● **RECORDS FOR THE EXERCISE**

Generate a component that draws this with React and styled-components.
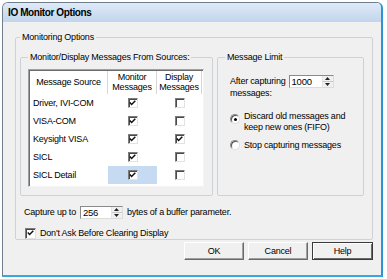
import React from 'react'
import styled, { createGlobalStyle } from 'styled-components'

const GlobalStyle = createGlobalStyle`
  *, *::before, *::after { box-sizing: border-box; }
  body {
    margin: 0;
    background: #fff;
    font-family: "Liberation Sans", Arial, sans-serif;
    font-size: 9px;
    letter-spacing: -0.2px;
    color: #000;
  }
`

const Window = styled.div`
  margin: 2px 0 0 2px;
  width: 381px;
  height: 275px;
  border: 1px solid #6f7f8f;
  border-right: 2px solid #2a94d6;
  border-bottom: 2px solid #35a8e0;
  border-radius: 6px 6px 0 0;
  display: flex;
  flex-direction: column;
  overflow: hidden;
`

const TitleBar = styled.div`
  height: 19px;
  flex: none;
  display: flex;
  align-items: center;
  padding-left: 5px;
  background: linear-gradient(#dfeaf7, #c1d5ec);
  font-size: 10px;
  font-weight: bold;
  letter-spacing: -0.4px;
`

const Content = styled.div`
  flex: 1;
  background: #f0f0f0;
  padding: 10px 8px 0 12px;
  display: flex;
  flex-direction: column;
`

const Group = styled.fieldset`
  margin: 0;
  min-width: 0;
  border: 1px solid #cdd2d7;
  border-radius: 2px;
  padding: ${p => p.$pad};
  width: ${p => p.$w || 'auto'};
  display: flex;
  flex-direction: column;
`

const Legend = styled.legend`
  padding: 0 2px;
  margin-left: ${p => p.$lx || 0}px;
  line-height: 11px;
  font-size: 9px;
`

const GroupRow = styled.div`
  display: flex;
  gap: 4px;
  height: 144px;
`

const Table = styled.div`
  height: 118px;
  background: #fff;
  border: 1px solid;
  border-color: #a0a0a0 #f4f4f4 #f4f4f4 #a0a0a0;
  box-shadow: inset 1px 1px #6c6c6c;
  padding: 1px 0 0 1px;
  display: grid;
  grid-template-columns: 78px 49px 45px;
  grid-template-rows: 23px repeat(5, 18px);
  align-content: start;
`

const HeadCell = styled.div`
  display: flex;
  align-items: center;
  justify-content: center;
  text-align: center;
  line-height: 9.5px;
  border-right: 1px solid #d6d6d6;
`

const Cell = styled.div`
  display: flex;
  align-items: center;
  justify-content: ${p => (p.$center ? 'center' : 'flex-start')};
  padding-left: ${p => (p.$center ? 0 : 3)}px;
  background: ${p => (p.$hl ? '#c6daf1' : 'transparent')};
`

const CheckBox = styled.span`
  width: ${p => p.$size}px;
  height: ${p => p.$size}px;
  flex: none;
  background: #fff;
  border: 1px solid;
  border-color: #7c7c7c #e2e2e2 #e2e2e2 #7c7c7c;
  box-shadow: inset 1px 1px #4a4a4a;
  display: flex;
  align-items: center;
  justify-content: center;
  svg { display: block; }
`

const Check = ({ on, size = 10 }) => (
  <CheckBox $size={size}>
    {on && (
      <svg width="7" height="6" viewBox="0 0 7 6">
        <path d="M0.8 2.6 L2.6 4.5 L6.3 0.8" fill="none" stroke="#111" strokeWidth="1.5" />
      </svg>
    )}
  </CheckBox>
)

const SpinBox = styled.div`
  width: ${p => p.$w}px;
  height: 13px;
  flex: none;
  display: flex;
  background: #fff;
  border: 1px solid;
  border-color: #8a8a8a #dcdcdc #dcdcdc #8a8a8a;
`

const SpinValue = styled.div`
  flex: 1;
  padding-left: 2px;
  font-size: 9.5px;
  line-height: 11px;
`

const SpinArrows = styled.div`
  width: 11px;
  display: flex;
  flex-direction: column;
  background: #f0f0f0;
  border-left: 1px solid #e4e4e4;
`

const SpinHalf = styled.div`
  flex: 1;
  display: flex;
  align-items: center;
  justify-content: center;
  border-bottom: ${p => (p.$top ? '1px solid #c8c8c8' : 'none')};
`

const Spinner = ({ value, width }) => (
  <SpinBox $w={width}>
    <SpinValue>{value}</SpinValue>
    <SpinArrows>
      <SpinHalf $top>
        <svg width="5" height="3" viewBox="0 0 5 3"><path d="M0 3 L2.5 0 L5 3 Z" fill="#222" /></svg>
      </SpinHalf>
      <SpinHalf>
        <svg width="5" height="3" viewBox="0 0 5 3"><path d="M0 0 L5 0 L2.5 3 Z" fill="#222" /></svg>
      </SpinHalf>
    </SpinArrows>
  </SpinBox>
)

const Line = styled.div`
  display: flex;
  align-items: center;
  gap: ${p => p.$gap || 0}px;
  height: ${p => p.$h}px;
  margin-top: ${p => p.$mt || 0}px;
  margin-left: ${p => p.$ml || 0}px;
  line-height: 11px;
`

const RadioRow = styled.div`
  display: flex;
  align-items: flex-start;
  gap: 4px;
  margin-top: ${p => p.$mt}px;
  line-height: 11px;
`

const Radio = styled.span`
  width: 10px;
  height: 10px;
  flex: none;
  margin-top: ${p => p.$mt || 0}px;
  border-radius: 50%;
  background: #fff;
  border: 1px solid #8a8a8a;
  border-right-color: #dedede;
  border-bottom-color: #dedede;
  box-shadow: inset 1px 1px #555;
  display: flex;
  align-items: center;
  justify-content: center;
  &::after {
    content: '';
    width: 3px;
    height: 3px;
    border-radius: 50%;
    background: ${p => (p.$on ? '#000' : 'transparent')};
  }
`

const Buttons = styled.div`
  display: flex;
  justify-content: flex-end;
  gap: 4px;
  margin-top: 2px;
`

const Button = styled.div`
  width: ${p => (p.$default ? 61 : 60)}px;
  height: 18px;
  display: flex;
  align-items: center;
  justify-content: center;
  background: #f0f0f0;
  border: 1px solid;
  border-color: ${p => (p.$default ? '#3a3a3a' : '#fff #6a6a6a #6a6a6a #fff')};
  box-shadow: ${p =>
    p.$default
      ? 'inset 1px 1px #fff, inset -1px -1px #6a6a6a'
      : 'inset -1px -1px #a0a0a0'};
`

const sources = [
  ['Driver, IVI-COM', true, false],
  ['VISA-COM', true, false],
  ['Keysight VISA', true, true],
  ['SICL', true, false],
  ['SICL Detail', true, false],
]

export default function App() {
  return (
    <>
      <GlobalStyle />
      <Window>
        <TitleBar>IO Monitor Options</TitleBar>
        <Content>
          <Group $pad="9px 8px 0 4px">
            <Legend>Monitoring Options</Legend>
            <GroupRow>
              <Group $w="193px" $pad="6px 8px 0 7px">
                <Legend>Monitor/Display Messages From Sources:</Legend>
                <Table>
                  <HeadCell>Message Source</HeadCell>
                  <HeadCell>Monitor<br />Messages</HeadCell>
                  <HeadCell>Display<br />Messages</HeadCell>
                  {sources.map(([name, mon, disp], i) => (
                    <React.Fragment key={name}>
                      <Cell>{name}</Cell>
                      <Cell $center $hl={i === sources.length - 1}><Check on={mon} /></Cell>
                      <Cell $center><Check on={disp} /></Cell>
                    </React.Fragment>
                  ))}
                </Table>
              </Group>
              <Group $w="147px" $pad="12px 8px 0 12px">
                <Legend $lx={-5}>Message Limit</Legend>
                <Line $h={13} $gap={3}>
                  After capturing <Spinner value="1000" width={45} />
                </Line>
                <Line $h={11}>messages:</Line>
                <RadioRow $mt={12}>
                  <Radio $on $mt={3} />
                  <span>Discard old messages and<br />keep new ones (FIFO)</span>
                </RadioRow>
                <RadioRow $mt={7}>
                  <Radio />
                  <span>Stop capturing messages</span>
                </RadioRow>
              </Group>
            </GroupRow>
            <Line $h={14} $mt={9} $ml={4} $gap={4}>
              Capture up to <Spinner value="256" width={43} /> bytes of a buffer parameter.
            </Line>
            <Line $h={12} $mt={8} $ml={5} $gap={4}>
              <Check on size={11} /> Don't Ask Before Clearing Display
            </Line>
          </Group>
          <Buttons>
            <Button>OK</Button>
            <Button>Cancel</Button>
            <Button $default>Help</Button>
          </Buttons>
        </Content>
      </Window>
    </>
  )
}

==

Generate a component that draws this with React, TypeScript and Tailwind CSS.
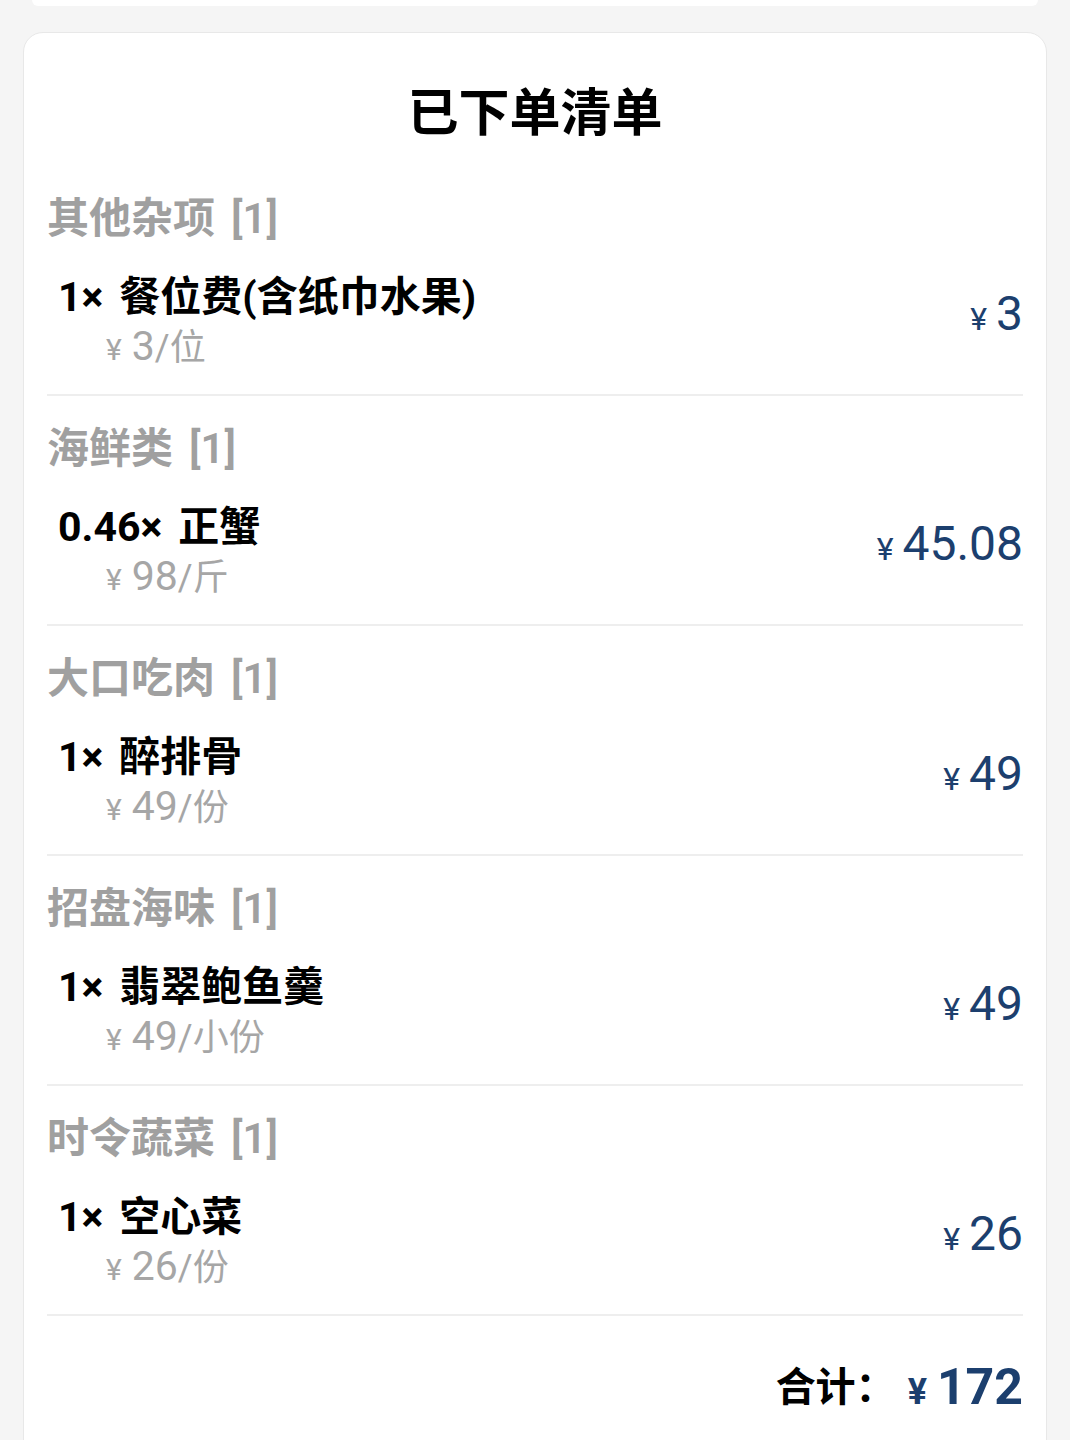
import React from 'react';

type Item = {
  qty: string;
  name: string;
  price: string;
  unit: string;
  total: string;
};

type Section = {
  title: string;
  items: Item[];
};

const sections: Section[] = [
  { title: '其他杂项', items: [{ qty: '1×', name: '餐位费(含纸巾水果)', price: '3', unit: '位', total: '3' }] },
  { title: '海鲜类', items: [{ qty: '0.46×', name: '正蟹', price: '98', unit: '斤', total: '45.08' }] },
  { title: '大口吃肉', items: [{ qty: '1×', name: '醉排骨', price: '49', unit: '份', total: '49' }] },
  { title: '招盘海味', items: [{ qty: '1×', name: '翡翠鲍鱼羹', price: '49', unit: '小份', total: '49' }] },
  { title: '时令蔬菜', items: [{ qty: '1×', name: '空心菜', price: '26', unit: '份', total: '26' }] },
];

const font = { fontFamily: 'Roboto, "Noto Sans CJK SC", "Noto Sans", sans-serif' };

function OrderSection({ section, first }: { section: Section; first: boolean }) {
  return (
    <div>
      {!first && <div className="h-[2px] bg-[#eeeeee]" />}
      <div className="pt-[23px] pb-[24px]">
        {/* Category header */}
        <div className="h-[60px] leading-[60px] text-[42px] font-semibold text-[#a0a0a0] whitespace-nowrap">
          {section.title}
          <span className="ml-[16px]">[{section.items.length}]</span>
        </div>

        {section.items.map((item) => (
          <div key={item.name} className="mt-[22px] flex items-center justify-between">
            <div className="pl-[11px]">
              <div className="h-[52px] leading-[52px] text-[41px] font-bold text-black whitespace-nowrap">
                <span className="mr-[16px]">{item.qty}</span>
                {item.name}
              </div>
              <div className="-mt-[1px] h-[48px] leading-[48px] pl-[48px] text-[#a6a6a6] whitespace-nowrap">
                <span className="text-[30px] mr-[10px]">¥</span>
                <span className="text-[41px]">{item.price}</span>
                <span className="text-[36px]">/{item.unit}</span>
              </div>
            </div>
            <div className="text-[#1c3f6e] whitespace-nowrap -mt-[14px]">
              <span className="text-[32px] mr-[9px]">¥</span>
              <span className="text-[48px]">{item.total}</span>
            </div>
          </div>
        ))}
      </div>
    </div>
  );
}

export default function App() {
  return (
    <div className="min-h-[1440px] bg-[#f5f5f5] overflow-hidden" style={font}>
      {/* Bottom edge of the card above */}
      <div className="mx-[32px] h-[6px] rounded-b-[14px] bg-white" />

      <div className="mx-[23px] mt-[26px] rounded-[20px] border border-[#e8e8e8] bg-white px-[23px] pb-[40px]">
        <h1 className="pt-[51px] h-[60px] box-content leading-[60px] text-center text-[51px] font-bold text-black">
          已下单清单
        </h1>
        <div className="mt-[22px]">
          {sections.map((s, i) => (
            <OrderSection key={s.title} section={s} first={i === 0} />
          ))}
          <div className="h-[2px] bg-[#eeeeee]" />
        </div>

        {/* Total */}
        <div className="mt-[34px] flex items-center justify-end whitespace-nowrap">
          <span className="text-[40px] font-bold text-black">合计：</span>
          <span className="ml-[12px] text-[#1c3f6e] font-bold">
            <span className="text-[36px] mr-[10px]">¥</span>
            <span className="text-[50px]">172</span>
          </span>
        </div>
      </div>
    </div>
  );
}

==

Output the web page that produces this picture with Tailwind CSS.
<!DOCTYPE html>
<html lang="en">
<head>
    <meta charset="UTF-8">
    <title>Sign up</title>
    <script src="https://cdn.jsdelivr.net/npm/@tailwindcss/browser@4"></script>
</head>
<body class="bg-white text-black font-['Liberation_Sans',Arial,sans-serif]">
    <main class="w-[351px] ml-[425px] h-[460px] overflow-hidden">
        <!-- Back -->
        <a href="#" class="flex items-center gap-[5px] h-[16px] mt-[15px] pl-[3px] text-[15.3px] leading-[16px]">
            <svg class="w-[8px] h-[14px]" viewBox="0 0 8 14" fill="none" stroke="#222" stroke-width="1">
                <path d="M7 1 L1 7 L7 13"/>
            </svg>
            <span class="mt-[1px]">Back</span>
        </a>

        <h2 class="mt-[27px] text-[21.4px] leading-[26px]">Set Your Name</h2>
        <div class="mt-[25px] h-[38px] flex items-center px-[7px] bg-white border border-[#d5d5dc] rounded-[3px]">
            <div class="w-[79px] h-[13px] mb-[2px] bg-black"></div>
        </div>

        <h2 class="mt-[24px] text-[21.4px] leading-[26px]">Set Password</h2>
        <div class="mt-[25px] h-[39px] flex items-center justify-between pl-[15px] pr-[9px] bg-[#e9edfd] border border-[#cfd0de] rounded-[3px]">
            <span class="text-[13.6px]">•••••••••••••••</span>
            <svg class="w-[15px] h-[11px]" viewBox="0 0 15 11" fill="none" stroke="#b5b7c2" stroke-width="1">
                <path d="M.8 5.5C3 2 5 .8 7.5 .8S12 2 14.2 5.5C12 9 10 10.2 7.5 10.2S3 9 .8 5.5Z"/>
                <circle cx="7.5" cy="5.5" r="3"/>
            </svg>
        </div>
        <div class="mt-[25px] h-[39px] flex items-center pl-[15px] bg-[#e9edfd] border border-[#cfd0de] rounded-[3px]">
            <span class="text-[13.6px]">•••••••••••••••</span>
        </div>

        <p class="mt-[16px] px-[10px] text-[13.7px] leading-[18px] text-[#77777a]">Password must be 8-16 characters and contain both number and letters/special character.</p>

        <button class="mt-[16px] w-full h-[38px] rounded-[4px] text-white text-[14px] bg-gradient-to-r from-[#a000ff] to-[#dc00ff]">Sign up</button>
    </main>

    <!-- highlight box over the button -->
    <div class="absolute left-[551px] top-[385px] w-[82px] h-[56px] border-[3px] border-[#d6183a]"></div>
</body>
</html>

● **THE REQUEST**
Select, from the listing, all lines that include the word "with".

● **WRITTEN SOLUTION**
Generate a component that draws this with React and styled-components.
Generate a component that draws this with React, TypeScript and Tailwind CSS.
Output the web page that produces this picture with Tailwind CSS.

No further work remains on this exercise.